Un guide déraisonnable et extravagant
En attendant des éclaircissements qui seraient bienvenus, on peut toujours rêver en consultant le catalogue insensé des « primes, indemnités, allocations et gratifications » de la RATP. Si le « guide pratique » de SUD-Rail pour la SNCF comporte 18 pages, celui de SUD-RATP s'étale sur 93 pages. Sa dernière édition en date de janvier 2015 est bien cachée, mais visible et téléchargable. Nichée dans les interstices du méga site de l'entreprise sous le code IG436N, elle s'étale sur 93 pages et développe 189 articles extrêmement détaillés. Ce n'est plus un guide pratique ou une brochure, c'est un bottin qui a de plus une particularité : il n'y est pas question d'argent mais d'une unité de valeur, une sorte de monnaie interne définie selon la formule cabalistique suivante : P = p × a × 152 × 1,0127
Pour tenter de comprendre cet étrange sésame qu'on peut trouver dans le chapitre 5 consacré aux « modalités de paiement », en voici la définition telle qu'elle est donnée mot après mot : « p » représente une valeur en euro, indiquée par le barème de rémunération ; « a » est le coefficient horaire défini pour chaque prime ou chaque groupe de primes ; « 152 » est la base horaire mensuelle correspondant à la durée primable mensuelle moyenne, avec une répartition lissée des repos fixes et flottants ; « 1,0127 » est le coefficient de majoration fixe permettant d'assurer le même niveau de prime avant/après la mensualisation ». En somme, devant l'infinie complexité de toutes les « primes, indemnités, allocations et gratifications » qu'elle doit gérer, la RATP a mis au point une monnaie virtuelle qui lui permet de suivre avec ses ordinateurs une multitude de cas particuliers.
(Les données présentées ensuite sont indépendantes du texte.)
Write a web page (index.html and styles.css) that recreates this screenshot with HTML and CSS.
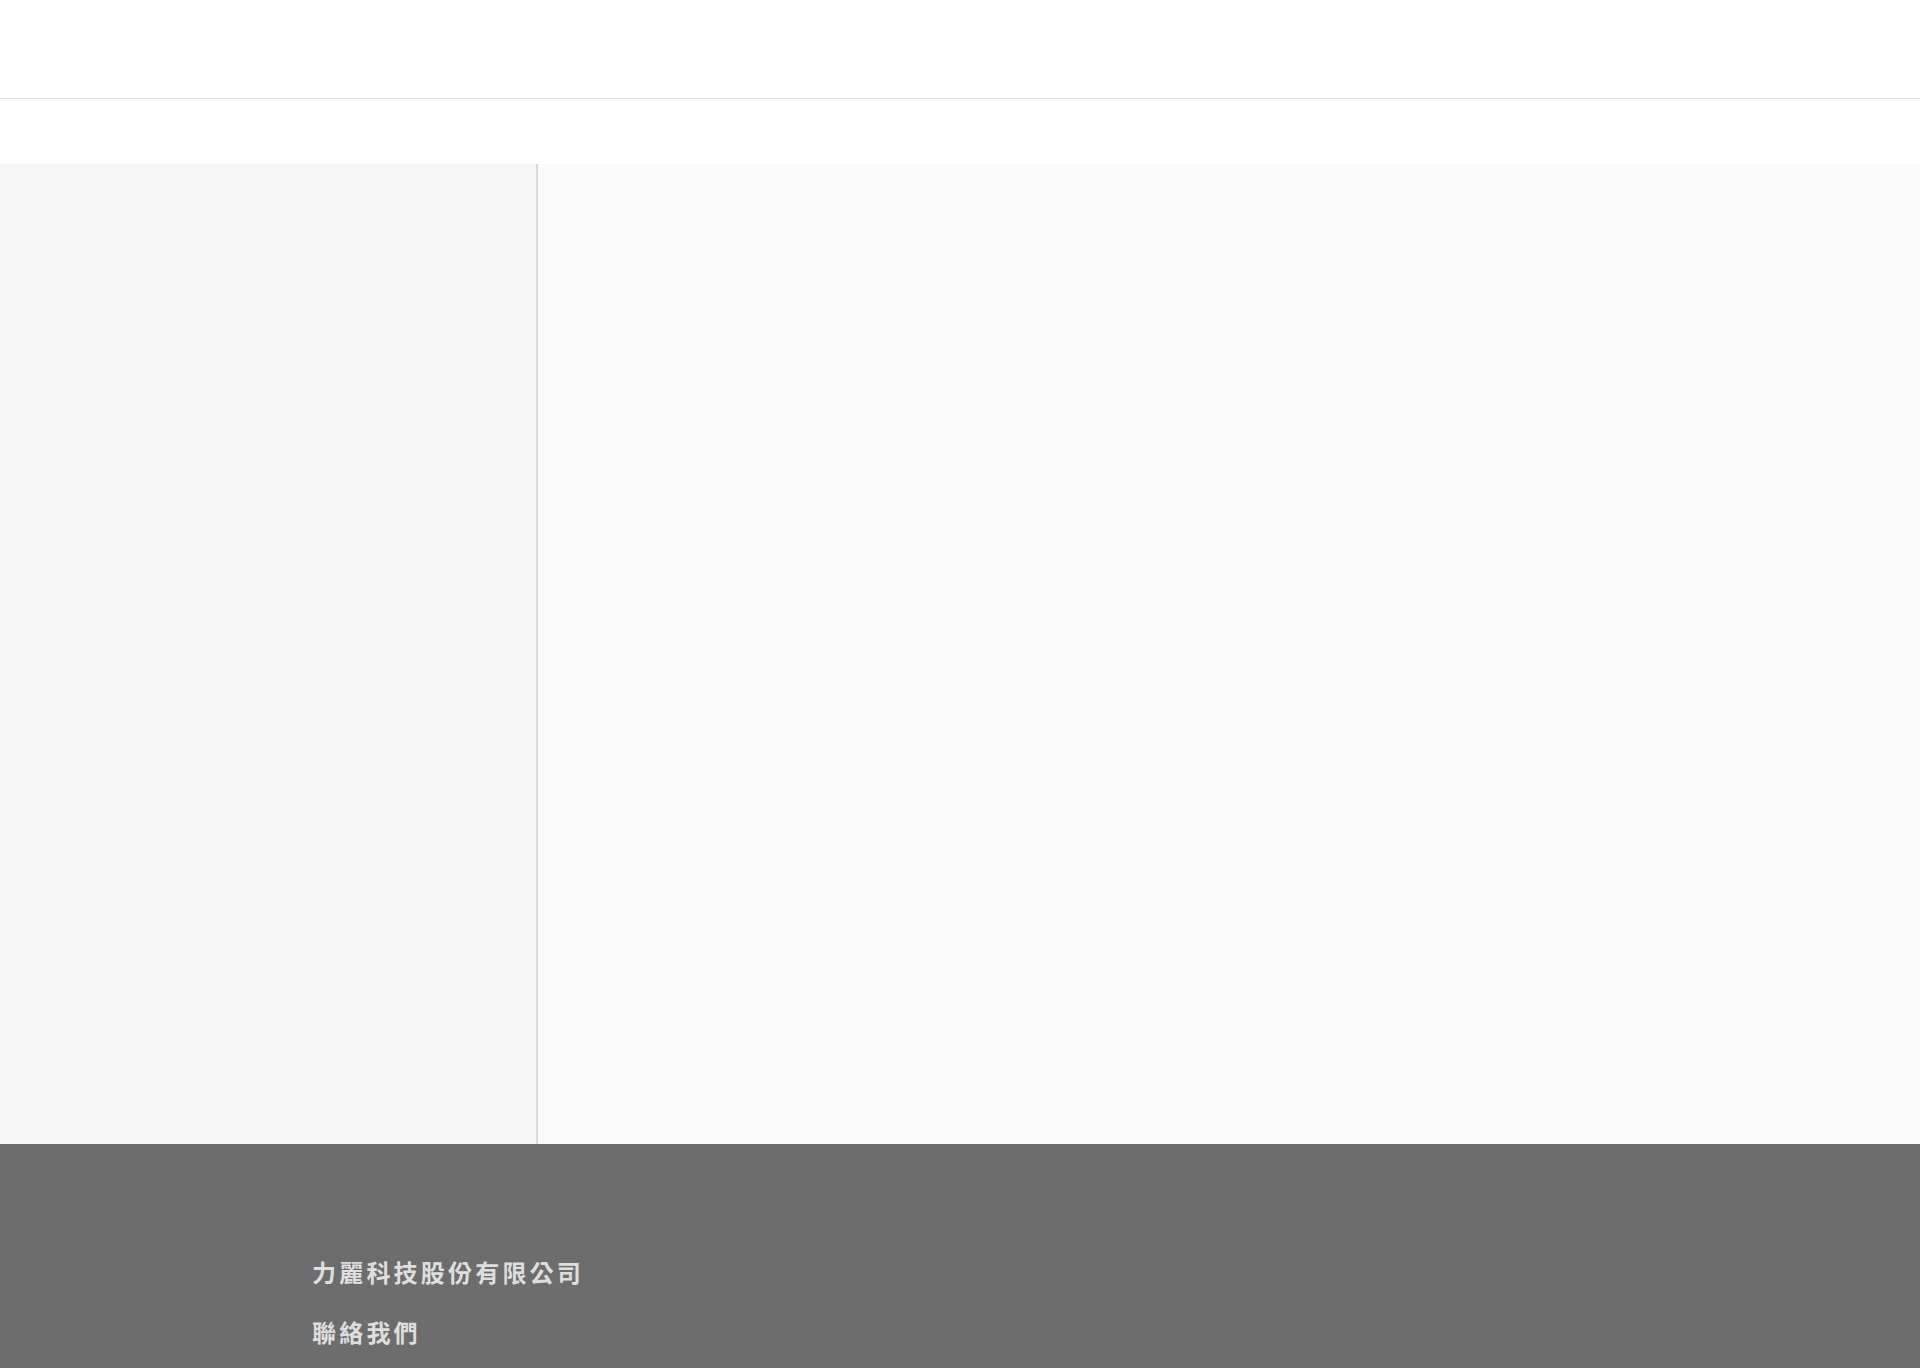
FILE: index.html
```html
<!DOCTYPE html>
<html lang="zh-Hant">
<head>
<meta charset="utf-8">
<title>力麗科技股份有限公司</title>
<link rel="stylesheet" href="styles.css">
</head>
<body>
<header class="site-header"></header>
<div class="subbar"></div>
<main class="content">
  <aside class="sidebar"></aside>
  <section class="main-area"></section>
</main>
<footer class="site-footer">
  <div class="container">
    <p class="footer-title">力麗科技股份有限公司</p>
    <p class="footer-link">聯絡我們</p>
  </div>
</footer>
</body>
</html>
```

FILE: styles.css
```css
* { box-sizing: border-box; }
html, body { margin: 0; padding: 0; }
body {
  font-family: "Noto Sans CJK TC", "Noto Sans", sans-serif;
  background: #6d6d6d;
  min-height: 1368px;
}
.site-header {
  height: 99px;
  background: #ffffff;
  border-bottom: 1px solid #dcdcdc;
}
.subbar {
  height: 65px;
  background: #ffffff;
}
.content {
  display: flex;
  height: 980px;
}
.sidebar {
  width: 538px;
  flex: none;
  background: #f6f6f6;
  border-right: 2px solid #dadada;
}
.main-area {
  flex: 1;
  background: #fafafa;
}
.site-footer {
  background: #6d6d6d;
  padding-top: 111px;
  height: 224px;
}
.container {
  width: 1296px;
  margin: 0 auto;
}
.footer-title, .footer-link {
  margin: 0;
  font-size: 24px;
  line-height: 33px;
  font-weight: 700;
  letter-spacing: 3.2px;
  color: #dedede;
}
.footer-link {
  margin-top: 27px;
}
```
Quant au reste, tout est déraisonnable et extravagant dans ce guide, de la première à la dernière page, comme un témoignage de l'exigence sociale illimitée et de la folie procédurière de certains syndicalistes qui, cherchant à créer sur terre un paradis pour prolétaires, finissent par établir un enfer administratif.